Stanley Gibbons Group PLC (LON:SGI) saw its share drop today after the embattled stamp and coin collecting specialists accompanied news of the disposal of some auction businesses and a trading update showing some progress with the revelation of a possible lawsuit.
The AIM-listed group said a "significant debtor" has said it "may wish" to pursue a counterclaim against one of the firm's subsidiaries. Stanley Gibbons added that it would "vigorously contest" any such move, but said it could not guarantee the outcome of any dispute.

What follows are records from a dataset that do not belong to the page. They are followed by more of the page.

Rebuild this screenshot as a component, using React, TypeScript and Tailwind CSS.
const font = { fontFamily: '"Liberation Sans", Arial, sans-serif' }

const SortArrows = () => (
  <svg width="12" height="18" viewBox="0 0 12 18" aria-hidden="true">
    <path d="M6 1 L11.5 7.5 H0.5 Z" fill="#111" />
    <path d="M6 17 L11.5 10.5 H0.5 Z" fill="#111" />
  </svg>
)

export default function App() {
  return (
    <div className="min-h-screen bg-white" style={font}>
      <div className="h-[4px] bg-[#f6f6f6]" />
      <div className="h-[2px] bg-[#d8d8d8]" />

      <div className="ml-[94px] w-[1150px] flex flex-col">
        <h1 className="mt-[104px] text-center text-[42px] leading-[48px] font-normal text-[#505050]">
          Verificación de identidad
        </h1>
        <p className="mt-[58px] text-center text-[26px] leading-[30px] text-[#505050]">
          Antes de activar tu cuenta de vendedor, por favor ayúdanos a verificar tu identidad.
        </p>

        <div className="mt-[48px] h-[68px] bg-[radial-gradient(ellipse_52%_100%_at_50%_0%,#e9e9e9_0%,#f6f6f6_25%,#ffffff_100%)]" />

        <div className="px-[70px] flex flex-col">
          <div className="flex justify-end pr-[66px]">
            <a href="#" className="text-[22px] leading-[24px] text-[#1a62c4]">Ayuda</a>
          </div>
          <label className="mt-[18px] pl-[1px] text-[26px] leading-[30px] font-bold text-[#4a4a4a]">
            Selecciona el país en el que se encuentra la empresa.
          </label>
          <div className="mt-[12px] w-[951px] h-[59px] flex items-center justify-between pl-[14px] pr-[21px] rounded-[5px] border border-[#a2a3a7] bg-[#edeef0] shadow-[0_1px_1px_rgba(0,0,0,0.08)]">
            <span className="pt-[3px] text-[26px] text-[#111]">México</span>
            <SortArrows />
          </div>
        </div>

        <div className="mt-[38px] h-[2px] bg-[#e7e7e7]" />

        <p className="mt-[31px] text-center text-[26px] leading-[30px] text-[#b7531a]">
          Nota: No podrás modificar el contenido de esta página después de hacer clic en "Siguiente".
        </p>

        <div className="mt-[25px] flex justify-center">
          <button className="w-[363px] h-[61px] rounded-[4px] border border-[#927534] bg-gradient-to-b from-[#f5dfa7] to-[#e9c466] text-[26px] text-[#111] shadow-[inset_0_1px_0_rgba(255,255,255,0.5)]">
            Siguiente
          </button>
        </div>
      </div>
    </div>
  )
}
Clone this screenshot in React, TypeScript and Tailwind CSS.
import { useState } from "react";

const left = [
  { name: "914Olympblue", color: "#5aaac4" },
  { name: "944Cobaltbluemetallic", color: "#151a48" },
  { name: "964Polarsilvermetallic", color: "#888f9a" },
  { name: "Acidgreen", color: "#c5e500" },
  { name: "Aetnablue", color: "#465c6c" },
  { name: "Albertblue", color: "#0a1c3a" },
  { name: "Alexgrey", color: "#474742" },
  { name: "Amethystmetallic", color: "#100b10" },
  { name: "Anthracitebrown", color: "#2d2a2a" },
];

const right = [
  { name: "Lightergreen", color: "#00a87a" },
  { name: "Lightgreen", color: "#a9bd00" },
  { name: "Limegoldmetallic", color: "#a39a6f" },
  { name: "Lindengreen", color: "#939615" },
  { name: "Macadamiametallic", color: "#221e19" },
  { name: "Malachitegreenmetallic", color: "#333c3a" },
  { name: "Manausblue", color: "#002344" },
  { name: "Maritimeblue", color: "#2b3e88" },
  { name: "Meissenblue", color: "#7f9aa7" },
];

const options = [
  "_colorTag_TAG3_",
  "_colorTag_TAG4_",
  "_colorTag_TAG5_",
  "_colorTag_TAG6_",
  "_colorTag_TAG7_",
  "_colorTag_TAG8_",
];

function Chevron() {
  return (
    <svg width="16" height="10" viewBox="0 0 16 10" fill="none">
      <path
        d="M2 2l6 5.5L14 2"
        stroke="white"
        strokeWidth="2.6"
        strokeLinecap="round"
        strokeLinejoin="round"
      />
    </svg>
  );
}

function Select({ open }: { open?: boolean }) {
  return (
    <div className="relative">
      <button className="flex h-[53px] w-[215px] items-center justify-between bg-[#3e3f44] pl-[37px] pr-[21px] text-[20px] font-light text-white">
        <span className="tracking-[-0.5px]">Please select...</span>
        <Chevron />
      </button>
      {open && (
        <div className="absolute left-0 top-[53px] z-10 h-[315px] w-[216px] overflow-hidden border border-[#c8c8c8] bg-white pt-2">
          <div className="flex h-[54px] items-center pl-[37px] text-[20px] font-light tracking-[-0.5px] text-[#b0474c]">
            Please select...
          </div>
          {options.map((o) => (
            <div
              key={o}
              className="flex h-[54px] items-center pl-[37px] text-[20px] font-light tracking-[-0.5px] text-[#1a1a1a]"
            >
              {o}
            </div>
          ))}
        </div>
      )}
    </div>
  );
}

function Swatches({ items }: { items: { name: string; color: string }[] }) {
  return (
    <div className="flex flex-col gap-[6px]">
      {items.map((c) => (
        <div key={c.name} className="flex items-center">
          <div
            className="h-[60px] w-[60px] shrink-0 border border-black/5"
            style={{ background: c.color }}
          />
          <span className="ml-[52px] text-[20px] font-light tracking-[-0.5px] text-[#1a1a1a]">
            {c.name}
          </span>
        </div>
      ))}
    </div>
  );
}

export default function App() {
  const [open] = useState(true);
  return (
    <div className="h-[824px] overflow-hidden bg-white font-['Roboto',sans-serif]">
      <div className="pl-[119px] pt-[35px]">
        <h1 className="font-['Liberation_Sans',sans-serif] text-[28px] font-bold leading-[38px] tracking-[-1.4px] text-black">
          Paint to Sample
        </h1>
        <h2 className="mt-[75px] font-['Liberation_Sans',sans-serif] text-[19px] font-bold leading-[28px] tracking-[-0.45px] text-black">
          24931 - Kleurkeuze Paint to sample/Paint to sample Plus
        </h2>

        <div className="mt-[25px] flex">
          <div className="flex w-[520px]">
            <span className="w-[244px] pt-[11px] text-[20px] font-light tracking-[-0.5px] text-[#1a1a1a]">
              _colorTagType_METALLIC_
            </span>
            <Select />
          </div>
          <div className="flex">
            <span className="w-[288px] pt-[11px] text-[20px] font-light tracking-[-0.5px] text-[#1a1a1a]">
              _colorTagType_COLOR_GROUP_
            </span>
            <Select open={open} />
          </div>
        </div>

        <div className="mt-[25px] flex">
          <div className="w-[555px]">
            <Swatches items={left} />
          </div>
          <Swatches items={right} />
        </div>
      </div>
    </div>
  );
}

The revelation came as the firm said it has agreed to sell the majority of its Interiors divisions, which includes auction houses Drewatts and Mallet, for £2.4mln in order to refocus the business and raise funds to pay down debt.
Stanley Gibbons said it will retain the Mallett inventory, the rental income from the former Mallett New York premises, the Bloomsbury auction and retail business, and its interests in Masterpiece London Ltd
In its trading update, the group said: “Whilst the current Board believes that the strategic decisions of the previous Board caused undeniable damage to the Company, the demonstrable strengths of the underlying businesses, and the people within them, are becoming ever more clear.”
Stanley Gibbons said, that since its last update with interim results in December, its Baldwin's business has performed particularly well under new operational management, while the Baldwin's of St James's joint venture established last December is "progressing well".
In midday trading, Stanley Gibbons shares were down 5.6%, or 0.5p to 8.38p having lost over 32% in value over the year-to-date and nearly halved in one year.